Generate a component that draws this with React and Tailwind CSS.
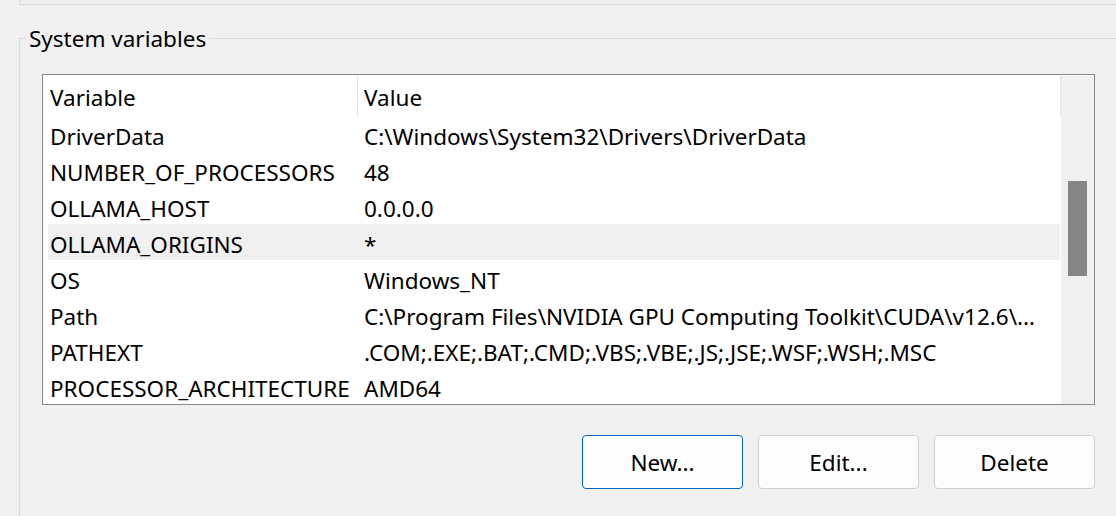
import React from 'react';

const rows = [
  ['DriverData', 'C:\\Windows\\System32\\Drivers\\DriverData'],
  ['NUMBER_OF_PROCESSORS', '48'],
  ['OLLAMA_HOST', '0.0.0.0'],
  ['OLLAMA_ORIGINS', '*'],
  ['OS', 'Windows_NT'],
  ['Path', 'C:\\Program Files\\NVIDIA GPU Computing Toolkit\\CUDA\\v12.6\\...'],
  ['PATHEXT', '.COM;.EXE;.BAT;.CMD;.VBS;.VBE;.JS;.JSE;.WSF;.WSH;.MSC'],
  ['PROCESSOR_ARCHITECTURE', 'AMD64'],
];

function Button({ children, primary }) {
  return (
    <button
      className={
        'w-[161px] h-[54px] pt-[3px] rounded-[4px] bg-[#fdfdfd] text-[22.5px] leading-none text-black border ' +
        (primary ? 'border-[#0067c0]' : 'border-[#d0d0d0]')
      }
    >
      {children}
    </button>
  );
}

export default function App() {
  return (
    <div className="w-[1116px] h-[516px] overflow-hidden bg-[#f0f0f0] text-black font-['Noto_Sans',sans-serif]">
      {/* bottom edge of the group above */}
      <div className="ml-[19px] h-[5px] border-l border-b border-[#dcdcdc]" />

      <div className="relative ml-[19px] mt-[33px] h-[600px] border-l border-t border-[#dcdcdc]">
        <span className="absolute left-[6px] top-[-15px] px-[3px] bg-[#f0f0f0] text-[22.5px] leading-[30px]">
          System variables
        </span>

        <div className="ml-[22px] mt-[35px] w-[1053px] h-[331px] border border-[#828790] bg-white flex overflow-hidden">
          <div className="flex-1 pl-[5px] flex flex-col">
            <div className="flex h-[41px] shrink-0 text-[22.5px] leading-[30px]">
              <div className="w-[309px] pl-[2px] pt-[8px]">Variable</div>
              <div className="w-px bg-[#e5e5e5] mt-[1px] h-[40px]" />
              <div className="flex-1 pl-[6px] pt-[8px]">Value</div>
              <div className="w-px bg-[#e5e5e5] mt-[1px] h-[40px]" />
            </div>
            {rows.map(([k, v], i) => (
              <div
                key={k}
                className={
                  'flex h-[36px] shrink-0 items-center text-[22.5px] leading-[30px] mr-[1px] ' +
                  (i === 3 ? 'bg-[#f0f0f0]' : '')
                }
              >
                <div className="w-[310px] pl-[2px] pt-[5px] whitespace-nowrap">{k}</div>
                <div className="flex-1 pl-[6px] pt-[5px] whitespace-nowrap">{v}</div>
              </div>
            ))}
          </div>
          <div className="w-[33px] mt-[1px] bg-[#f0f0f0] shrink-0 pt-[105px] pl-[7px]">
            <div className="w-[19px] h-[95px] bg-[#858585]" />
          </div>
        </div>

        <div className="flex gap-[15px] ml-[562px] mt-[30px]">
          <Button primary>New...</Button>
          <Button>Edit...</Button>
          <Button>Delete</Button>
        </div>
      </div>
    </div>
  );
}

----

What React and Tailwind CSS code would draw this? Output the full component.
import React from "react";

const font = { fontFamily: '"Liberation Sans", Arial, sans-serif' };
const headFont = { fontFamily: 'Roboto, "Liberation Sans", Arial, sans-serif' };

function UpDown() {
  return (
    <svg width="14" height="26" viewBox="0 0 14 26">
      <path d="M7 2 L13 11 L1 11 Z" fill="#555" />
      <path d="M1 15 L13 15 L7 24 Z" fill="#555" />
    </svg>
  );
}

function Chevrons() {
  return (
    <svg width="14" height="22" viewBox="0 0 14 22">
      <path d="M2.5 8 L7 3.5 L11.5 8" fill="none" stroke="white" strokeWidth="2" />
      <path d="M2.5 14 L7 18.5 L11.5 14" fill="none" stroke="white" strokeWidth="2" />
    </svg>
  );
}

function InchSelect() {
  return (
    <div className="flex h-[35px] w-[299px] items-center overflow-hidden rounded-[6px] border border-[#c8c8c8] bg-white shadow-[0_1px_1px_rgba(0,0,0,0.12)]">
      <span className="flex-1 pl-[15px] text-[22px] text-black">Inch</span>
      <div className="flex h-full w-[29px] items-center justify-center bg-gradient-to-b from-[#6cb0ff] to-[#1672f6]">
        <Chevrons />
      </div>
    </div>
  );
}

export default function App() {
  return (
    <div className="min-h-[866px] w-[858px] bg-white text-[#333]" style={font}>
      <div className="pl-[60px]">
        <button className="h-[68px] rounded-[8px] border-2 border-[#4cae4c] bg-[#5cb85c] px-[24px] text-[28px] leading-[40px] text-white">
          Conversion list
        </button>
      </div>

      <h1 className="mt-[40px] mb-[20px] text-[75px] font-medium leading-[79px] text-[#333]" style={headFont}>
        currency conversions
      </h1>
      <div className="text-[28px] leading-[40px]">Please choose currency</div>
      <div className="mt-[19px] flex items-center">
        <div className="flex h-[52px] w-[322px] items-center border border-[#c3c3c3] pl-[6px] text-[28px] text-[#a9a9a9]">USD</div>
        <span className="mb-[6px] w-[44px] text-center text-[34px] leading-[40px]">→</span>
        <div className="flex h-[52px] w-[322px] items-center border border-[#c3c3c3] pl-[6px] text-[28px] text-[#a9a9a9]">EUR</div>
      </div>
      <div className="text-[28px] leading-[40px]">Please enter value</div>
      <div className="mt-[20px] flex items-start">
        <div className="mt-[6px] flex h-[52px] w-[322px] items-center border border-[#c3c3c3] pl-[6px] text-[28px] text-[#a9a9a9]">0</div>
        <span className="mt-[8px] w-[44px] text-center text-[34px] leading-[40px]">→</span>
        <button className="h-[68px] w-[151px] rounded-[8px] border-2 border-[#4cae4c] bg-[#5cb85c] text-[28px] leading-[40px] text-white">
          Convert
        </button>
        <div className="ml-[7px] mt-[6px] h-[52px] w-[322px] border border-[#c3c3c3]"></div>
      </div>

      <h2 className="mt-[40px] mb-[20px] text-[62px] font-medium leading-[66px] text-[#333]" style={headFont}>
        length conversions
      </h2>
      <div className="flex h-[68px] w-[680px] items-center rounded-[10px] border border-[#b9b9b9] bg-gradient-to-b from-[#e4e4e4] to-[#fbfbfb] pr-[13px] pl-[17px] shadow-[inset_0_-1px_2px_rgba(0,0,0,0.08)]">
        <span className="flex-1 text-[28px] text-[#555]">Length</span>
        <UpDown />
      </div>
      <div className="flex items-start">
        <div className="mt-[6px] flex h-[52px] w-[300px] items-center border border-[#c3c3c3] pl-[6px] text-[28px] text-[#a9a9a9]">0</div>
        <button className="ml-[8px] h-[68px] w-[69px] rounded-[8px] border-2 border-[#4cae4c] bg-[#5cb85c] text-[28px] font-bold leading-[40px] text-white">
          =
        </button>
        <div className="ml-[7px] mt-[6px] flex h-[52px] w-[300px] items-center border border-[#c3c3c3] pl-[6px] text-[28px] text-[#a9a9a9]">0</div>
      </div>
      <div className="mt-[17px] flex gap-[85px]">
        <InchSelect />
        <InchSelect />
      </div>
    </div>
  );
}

----

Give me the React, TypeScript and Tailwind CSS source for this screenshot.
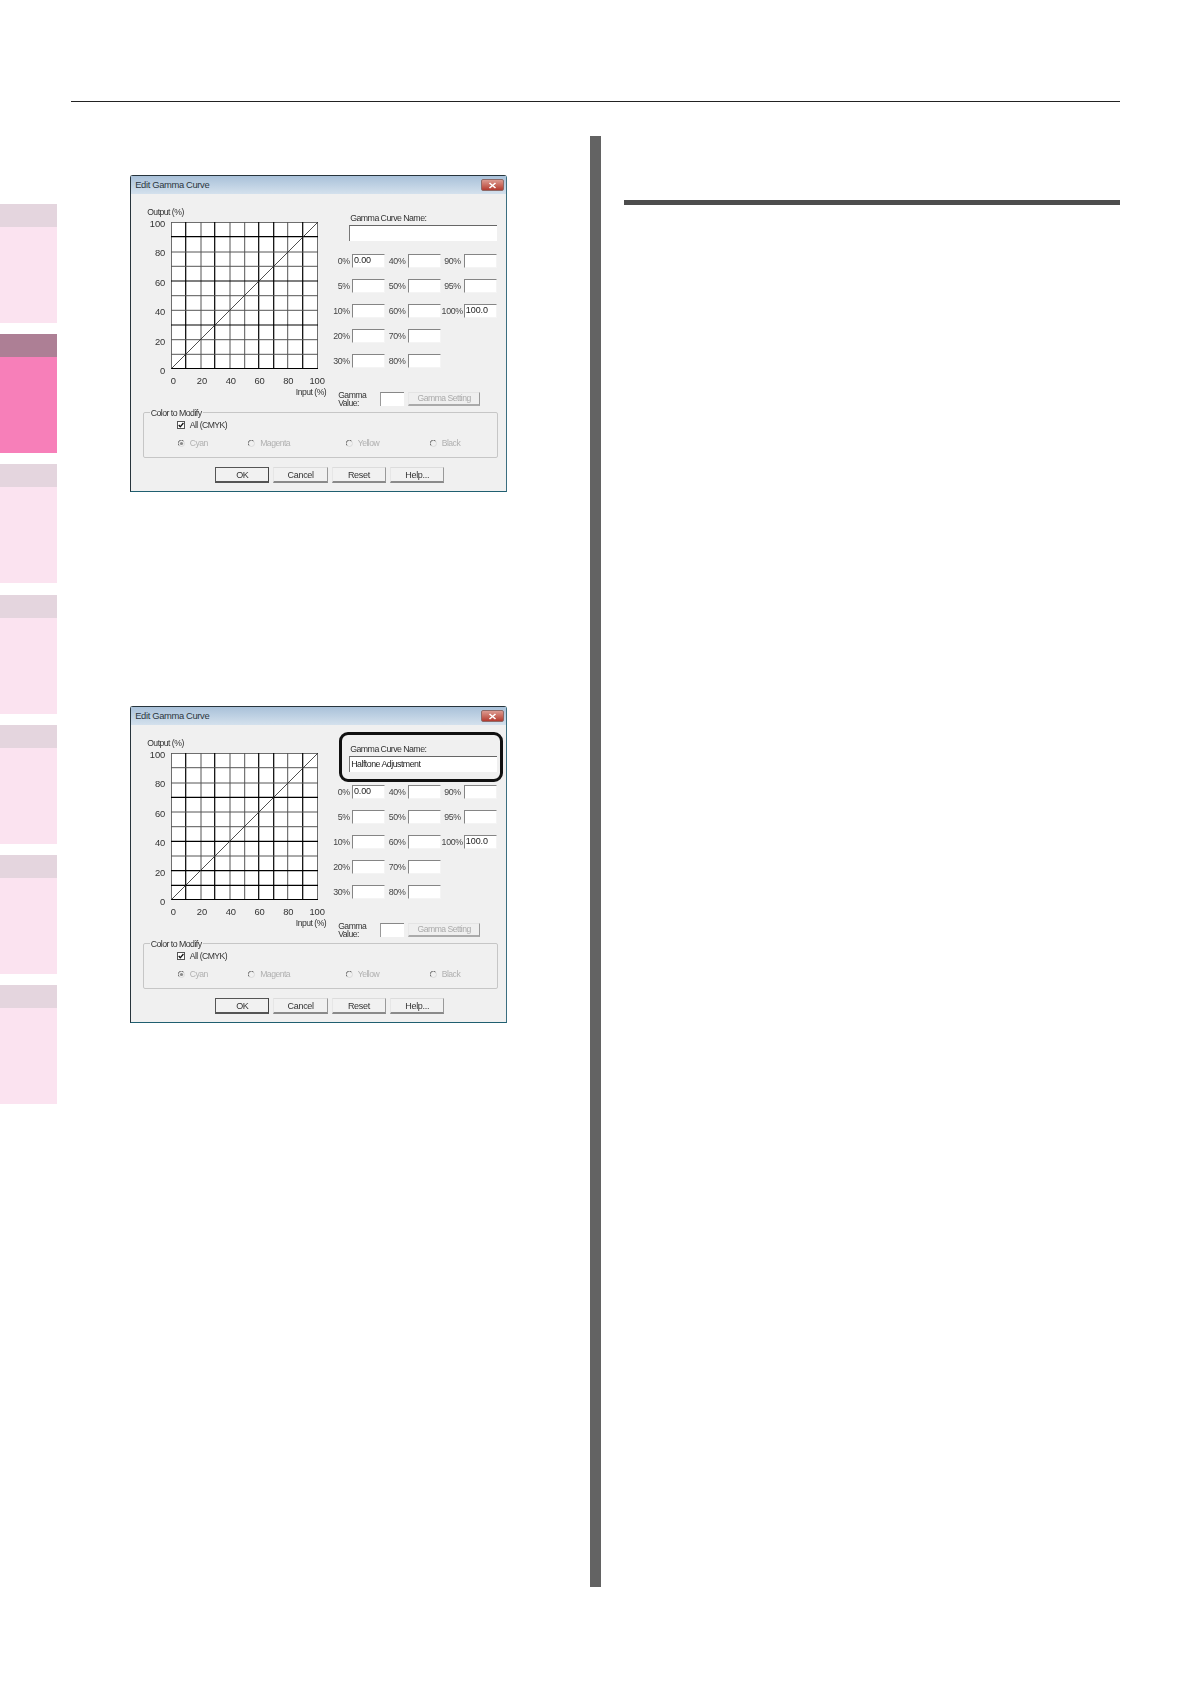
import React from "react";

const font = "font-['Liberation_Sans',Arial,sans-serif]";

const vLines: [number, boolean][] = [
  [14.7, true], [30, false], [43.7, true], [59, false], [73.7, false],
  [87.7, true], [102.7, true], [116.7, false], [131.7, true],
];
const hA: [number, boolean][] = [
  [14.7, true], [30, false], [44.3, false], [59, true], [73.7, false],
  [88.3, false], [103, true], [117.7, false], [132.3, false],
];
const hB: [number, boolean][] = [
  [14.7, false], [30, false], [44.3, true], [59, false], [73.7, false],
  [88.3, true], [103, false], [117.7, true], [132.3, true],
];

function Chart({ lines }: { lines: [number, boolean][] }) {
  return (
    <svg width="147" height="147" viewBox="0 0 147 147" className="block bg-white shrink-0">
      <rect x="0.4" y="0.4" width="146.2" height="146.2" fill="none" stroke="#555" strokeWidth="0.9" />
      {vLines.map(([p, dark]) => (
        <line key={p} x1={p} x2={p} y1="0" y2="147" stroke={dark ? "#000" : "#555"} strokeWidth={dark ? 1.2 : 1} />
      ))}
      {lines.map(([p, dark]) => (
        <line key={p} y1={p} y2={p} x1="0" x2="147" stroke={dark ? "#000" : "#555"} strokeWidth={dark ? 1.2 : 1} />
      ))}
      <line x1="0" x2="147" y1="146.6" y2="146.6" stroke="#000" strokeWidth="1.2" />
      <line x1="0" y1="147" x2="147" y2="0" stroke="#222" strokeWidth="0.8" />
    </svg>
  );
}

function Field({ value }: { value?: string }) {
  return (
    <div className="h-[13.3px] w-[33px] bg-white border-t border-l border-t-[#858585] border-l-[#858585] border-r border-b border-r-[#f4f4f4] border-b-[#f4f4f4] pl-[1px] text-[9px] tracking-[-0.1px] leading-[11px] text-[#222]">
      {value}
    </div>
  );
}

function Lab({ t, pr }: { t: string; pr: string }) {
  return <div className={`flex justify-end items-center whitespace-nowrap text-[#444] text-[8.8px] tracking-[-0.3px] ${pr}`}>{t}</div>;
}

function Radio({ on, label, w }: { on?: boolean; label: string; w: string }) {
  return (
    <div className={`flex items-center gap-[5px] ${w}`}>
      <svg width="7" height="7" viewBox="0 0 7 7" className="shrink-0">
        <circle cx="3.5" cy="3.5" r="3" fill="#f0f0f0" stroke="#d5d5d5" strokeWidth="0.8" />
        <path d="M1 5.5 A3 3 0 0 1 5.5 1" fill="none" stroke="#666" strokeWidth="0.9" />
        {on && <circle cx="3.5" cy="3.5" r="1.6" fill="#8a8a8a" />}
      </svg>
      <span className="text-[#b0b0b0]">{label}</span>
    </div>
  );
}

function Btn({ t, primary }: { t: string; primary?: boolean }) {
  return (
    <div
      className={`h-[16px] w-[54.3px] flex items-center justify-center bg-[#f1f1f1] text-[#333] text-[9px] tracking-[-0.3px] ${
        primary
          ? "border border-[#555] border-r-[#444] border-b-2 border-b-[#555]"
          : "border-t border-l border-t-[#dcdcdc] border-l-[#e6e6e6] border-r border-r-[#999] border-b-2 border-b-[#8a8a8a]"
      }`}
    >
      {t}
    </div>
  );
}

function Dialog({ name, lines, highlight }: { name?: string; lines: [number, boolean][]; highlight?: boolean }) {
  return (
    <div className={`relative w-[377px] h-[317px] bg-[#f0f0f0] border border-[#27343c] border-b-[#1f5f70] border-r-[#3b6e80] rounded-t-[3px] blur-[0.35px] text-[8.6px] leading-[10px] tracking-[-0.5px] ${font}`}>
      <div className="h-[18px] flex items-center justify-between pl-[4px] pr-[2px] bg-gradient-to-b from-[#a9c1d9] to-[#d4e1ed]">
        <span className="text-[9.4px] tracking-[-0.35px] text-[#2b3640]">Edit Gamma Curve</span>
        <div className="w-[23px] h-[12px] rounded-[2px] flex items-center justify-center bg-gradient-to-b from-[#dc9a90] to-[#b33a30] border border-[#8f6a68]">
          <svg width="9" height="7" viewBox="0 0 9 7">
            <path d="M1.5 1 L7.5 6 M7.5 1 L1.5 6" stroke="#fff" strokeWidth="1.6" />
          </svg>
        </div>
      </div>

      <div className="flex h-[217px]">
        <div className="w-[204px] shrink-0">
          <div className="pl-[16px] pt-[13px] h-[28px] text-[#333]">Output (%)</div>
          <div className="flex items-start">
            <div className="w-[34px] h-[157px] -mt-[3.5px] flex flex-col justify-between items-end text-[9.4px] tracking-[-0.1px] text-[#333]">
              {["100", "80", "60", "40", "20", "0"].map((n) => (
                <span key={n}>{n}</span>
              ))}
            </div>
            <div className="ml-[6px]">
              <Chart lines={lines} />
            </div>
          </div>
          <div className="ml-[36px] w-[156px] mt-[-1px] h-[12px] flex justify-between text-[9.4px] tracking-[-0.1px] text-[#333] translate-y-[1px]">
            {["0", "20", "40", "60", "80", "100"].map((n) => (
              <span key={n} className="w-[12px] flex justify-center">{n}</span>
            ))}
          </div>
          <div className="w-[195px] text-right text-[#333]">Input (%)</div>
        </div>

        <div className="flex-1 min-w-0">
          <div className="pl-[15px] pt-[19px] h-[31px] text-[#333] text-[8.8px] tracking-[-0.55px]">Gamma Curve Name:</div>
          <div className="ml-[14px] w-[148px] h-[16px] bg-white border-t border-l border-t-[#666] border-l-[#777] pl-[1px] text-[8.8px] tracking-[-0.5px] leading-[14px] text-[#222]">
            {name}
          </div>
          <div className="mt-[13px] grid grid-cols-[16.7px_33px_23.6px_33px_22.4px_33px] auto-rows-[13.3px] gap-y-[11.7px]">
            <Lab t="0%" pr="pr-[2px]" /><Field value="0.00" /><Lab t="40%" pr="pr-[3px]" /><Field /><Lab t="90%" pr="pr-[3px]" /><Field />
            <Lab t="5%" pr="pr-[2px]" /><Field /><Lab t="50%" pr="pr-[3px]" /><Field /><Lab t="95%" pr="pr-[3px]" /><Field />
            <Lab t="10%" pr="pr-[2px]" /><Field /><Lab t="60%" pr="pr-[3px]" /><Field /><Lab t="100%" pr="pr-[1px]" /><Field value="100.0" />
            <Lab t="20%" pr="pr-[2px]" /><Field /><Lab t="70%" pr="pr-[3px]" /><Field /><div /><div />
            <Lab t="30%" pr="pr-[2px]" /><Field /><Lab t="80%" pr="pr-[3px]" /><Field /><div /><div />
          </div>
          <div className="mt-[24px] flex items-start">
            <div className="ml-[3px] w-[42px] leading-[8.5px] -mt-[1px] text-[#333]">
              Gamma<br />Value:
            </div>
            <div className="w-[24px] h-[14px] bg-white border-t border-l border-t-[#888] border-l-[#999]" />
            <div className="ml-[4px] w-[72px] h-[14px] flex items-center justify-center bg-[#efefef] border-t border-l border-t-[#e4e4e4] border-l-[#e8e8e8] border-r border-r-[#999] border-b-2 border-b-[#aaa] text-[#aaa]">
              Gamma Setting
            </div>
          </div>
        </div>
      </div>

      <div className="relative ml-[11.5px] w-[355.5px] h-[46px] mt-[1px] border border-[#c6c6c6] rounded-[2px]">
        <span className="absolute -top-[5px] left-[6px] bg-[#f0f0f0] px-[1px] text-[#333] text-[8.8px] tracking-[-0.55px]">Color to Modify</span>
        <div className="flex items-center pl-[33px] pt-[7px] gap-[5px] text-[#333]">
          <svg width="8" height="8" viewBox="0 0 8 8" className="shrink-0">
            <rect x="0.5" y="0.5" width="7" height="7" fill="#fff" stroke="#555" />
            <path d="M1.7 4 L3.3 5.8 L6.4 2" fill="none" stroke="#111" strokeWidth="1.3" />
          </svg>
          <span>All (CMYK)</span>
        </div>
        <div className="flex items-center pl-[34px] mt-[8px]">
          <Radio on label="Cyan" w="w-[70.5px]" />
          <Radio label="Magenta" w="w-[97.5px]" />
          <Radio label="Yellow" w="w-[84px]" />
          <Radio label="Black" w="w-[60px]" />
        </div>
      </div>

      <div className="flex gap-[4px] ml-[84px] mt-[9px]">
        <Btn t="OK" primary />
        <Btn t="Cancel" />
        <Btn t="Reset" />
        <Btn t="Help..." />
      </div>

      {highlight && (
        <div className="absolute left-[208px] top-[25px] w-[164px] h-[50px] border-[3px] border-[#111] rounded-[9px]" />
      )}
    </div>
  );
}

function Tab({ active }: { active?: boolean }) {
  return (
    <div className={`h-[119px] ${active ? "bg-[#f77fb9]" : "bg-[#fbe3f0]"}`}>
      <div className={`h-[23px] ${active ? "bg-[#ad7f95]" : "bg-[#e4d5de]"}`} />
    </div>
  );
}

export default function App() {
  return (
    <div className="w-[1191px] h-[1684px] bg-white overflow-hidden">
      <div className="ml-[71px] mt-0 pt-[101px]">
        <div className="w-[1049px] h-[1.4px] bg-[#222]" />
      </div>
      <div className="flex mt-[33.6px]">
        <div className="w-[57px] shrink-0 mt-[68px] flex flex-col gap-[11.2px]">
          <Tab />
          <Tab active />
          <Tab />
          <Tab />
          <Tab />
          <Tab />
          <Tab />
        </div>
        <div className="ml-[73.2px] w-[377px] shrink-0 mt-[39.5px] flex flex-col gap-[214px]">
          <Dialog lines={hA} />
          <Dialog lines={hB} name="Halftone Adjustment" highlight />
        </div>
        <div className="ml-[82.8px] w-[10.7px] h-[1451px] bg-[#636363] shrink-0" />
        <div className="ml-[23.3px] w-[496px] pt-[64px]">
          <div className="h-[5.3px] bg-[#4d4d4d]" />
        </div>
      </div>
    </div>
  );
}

----

Look through the entries and return every line where "Tailwind" appears.

== Response to this exercise ==
Generate a component that draws this with React and Tailwind CSS.
What React and Tailwind CSS code would draw this? Output the full component.
Give me the React, TypeScript and Tailwind CSS source for this screenshot.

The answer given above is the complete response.